■ **Required work**
The line containing "w-[84px] shrink-0 border" marks the end: extract everything from the first line of the data through that line, exactly, with no pictures.

■ **Data section**

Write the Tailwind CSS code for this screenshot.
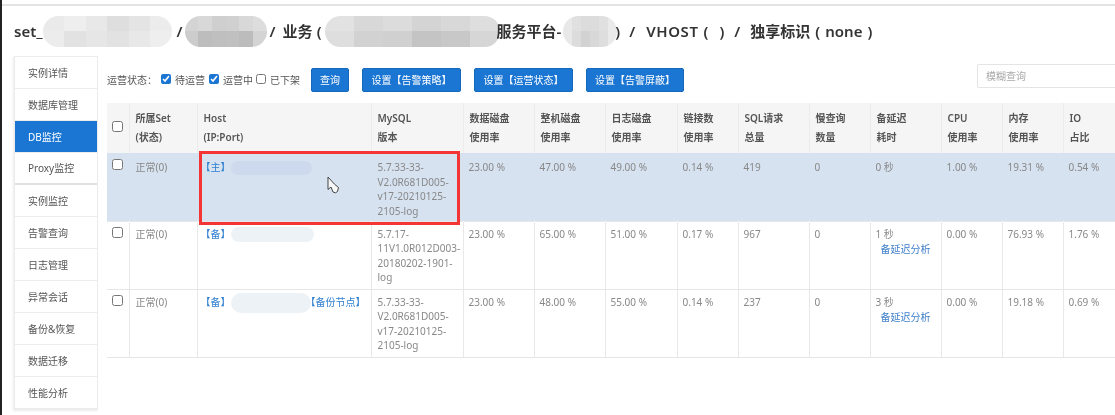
<!DOCTYPE html>
<html lang="en">
<head>
  <meta charset="UTF-8">
  <title>DB监控</title>
  <script src="https://cdn.jsdelivr.net/npm/@tailwindcss/browser@4"></script>
</head>
<body class="bg-white [font-family:'Noto_Sans','Noto_Sans_CJK_SC',sans-serif]">
  <div class="relative w-[1115px] h-[415px] overflow-hidden border-l-2 border-[#222] blur-[0.45px]">
    <div class="mt-[4px] h-[2px] bg-[#e4e4e4]"></div>

    <!-- title, masked parts are the mosaic pills -->
    <h1 id="title" class="mt-[9px] pl-[12px] h-[32px] flex items-center whitespace-nowrap text-[15px] font-semibold text-[#333]"></h1>

    <div class="mt-[9px] flex items-start">
      <nav id="side" class="ml-[12px] w-[84px] shrink-0 border border-[#ececec] shadow-[-1px_1px_2px_rgba(0,0,0,0.08)] text-[10px] text-[#555]"></nav>

      <div class="ml-[9px] w-[1017px] shrink-0">
        <div class="h-[47px] flex items-start text-[10px] text-[#555]">
          <div class="mt-[12px] h-[24px] flex items-center">
            <span class="w-[54px]">运营状态：</span>
            <input type="checkbox" checked class="-mt-[2px] w-[10px] h-[10px] m-0 accent-[#1b76d3]">
            <span class="ml-[4px] w-[34px]">待运营</span>
            <input type="checkbox" checked class="-mt-[2px] w-[10px] h-[10px] m-0 accent-[#1b76d3]">
            <span class="ml-[4px] w-[33px]">运营中</span>
            <input type="checkbox" class="-mt-[3px] w-[10px] h-[10px] m-0">
            <span class="ml-[4px] w-[30px]">已下架</span>
            <button class="ml-[11px] w-[38px] h-[24px] rounded-[2px] bg-[#1b76d3] text-white border border-[#1668bd]">查询</button>
            <button class="ml-[13px] w-[99px] h-[24px] rounded-[2px] bg-[#1b76d3] text-white border border-[#1668bd]">设置【告警策略】</button>
            <button class="ml-[13px] w-[99px] h-[24px] rounded-[2px] bg-[#1b76d3] text-white border border-[#1668bd]">设置【运营状态】</button>
            <button class="ml-[13px] w-[98px] h-[24px] rounded-[2px] bg-[#1b76d3] text-white border border-[#1668bd]">设置【告警屏蔽】</button>
          </div>
          <input placeholder="模糊查询" class="ml-auto mt-[8px] w-[147px] h-[24px] px-[8px] rounded-[2px] border border-[#e4e4e4] outline-none placeholder-[#aaa]">
        </div>

        <table class="table-fixed w-[1017px] border-collapse text-[10px]">
          <colgroup>
            <col class="w-[22px]"><col class="w-[68px]"><col class="w-[174px]"><col class="w-[92px]"><col class="w-[71px]"><col class="w-[71px]"><col class="w-[72px]"><col class="w-[61px]"><col class="w-[71px]"><col class="w-[61px]"><col class="w-[71px]"><col class="w-[61px]"><col class="w-[61px]"><col class="w-[61px]">
          </colgroup>
          <thead id="head" class="bg-[#f5f5f5] text-[#555] font-semibold"></thead>
          <tbody id="body" class="text-[#888] leading-[14.5px]"></tbody>
        </table>
      </div>
    </div>

    <!-- red annotation box and mouse cursor from the capture -->
    <div class="absolute left-[197px] top-[151px] w-[261px] h-[74px] border-[3px] border-[#f43535]"></div>
    <svg class="absolute left-[325px] top-[176px]" width="13" height="18" viewBox="0 0 13 18">
      <path d="M1 1 L1 13.5 L4 11 L6 16 L8.5 16.8 L10.5 15.5 L11.5 11.5 L7.5 8.2 Z" fill="#f4f6f8" stroke="#444" stroke-width="1" stroke-linejoin="round"/>
    </svg>
  </div>

  <script>
    // pill made of mosaic cells, sized by the caller
    function pill(size, cells) {
      return `<span class="inline-grid grid-cols-6 grid-rows-2 overflow-hidden rounded-full shrink-0 ${size}">` +
        cells.map(c => `<i style="background:${c}"></i>`).join('') + `</span>`
    }

    const t1 = ['#eaeaea','#eeeeee','#e8e8e8','#dedede','#e4e4e4','#ececec','#ececec','#e2e2e2','#e6e6e6','#e2e2e2','#e8e8e8','#eeeeee']
    const t2 = ['#d4d4d4','#d8d8d8','#cfcfcf','#d0d0d0','#d8d8d8','#dddddd','#cccccc','#bdbdbd','#bfbfbf','#c0c0c0','#bcbcbc','#d4d4d4']
    const t3 = ['#e2e2e2','#d8d8d8','#dcdcdc','#d4d4d4','#d8d8d8','#dedede','#dedede','#d2d2d2','#d0d0d0','#c4c4c4','#c8c8c8','#d6d6d6']
    const t4 = ['#e8e8e8','#e0e0e0','#dcdcdc','#dcdcdc','#e0e0e0','#eaeaea','#e8e8e8','#dcdcdc','#d2d2d2','#d8d8d8','#dedede','#eaeaea']

    document.getElementById('title').innerHTML =
      `<span>set_</span>` + pill('w-[129px] h-[31px]', t1) +
      `<span class="ml-[5px]">/</span><span class="ml-[2px]"></span>` + pill('w-[82px] h-[31px]', t2) +
      `<span class="ml-[3px]">/</span><span class="ml-[7px]">业务</span><span class="ml-[4px]">(</span>` + pill('w-[175px] h-[31px] ml-[3px]', t3) +
      `<span class="-ml-[3px]">服务平台-</span>` + pill('w-[54px] h-[31px] ml-[2px]', t4) +
      `<span class="-ml-[2px]">)</span><span class="ml-[9px]">/</span><span class="ml-[11px] tracking-[0.6px]">VHOST</span><span class="ml-[5px]">(</span><span class="ml-[11px]">)</span><span class="ml-[10px]">/</span><span class="ml-[10px]">独享标识</span><span class="ml-[5px]">(</span><span class="ml-[5px]">none</span><span class="ml-[5px]">)</span>`

    const nav = ['实例详情','数据库管理','DB监控','Proxy监控','实例监控','告警查询','日志管理','异常会话','备份&恢复','数据迁移','性能分析']
    document.getElementById('side').innerHTML = nav.map((n, i) => {
      const on = n === 'DB监控'
      const edge = i === 3 ? 'border-b-2 border-[#e2e2e2]' : 'border-b border-[#ececec]'
      return `<a class="flex items-center h-[32px] pt-[1px] pl-[13px] ${edge} ${on ? 'bg-[#1b76d3] text-white' : ''}">${n}</a>`
    }).join('')

    const heads = [['所属Set','(状态)'],['Host','(IP:Port)'],['MySQL','版本'],['数据磁盘','使用率'],['整机磁盘','使用率'],['日志磁盘','使用率'],['链接数','使用率'],['SQL请求','总量'],['慢查询','数量'],['备延迟','耗时'],['CPU','使用率'],['内存','使用率'],['IO','占比']]
    document.getElementById('head').innerHTML = `<tr class="h-[50px]">
      <th class="border-r border-[#ececec] text-center align-middle"><input type="checkbox" class="w-[11px] h-[11px] m-0"></th>` +
      heads.map(h => `<th class="px-[6px] text-left font-semibold leading-[19.5px] border-r border-[#ececec]">${h[0]}<br>${h[1]}</th>`).join('') + `</tr>`

    const rows = [
      { tag: '【主】', blob: 'w-[81px] h-[14px] -my-[2px] bg-[#cddaee]', ver: '5.7.33-33-<br>V2.0R681D005-<br>v17-20210125-<br>2105-log', vals: ['23.00 %','47.00 %','49.00 %','0.14 %','419','0','0 秒','1.00 %','19.31 %','0.54 %'], on: true },
      { tag: '【备】', blob: 'w-[83px] h-[15px] -my-[2px] bg-[#edf2f7]', ver: '5.7.17-<br>11V1.0R012D003-<br>20180202-1901-<br>log', vals: ['23.00 %','65.00 %','51.00 %','0.17 %','967','0','1 秒','0.00 %','76.93 %','1.76 %'] },
      { tag: '【备】', blob: 'w-[80px] h-[20px] -my-[3px] -mr-[5px] bg-[#edf2f7]', extra: '【备份节点】', ver: '5.7.33-33-<br>V2.0R681D005-<br>v17-20210125-<br>2105-log', vals: ['23.00 %','48.00 %','55.00 %','0.14 %','237','0','3 秒','0.00 %','19.18 %','0.69 %'] },
    ]
    document.getElementById('body').innerHTML = rows.map(r => {
      const pad = r.on ? 'pt-[7px]' : 'pt-[5px]'
      const line = r.on ? 'border-transparent' : 'border-[#e8e8e8]'
      return `
      <tr class="align-top border-b border-[#e6e6e6] h-[68px] ${r.on ? 'bg-[#d6e2f0]' : ''}">
        <td class="${r.on ? 'pt-[6px]' : 'pt-[5px]'} text-center border-r ${line}"><input type="checkbox" class="block mx-auto w-[11px] h-[11px] m-0"></td>
        <td class="px-[6px] ${pad} border-r ${line}">正常(0)</td>
        <td class="px-[6px] ${pad} whitespace-nowrap border-r ${line}"><span class="-ml-[3px] text-[#2f7fd1]">${r.tag}</span><span class="relative inline-block align-middle rounded-full ${r.blob}"></span><span class="relative text-[#2f7fd1]">${r.extra || ''}</span></td>
        <td class="px-[6px] ${pad} border-r ${line}">${r.ver}</td>
        ${r.vals.map((v, i) => `<td class="px-[5px] ${pad} border-r ${line}">${v}${!r.on && i === 6 ? '<a class="block mt-[1px] ml-[5px] whitespace-nowrap text-[#3d7ec9]">备延迟分析</a>' : ''}</td>`).join('')}
      </tr>`
    }).join('')
  </script>
</body>
</html>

■ **Answer**
Write the Tailwind CSS code for this screenshot.
<!DOCTYPE html>
<html lang="en">
<head>
  <meta charset="UTF-8">
  <title>DB监控</title>
  <script src="https://cdn.jsdelivr.net/npm/@tailwindcss/browser@4"></script>
</head>
<body class="bg-white [font-family:'Noto_Sans','Noto_Sans_CJK_SC',sans-serif]">
  <div class="relative w-[1115px] h-[415px] overflow-hidden border-l-2 border-[#222] blur-[0.45px]">
    <div class="mt-[4px] h-[2px] bg-[#e4e4e4]"></div>

    <!-- title, masked parts are the mosaic pills -->
    <h1 id="title" class="mt-[9px] pl-[12px] h-[32px] flex items-center whitespace-nowrap text-[15px] font-semibold text-[#333]"></h1>

    <div class="mt-[9px] flex items-start">
      <nav id="side" class="ml-[12px] w-[84px] shrink-0 border border-[#ececec] shadow-[-1px_1px_2px_rgba(0,0,0,0.08)] text-[10px] text-[#555]"></nav>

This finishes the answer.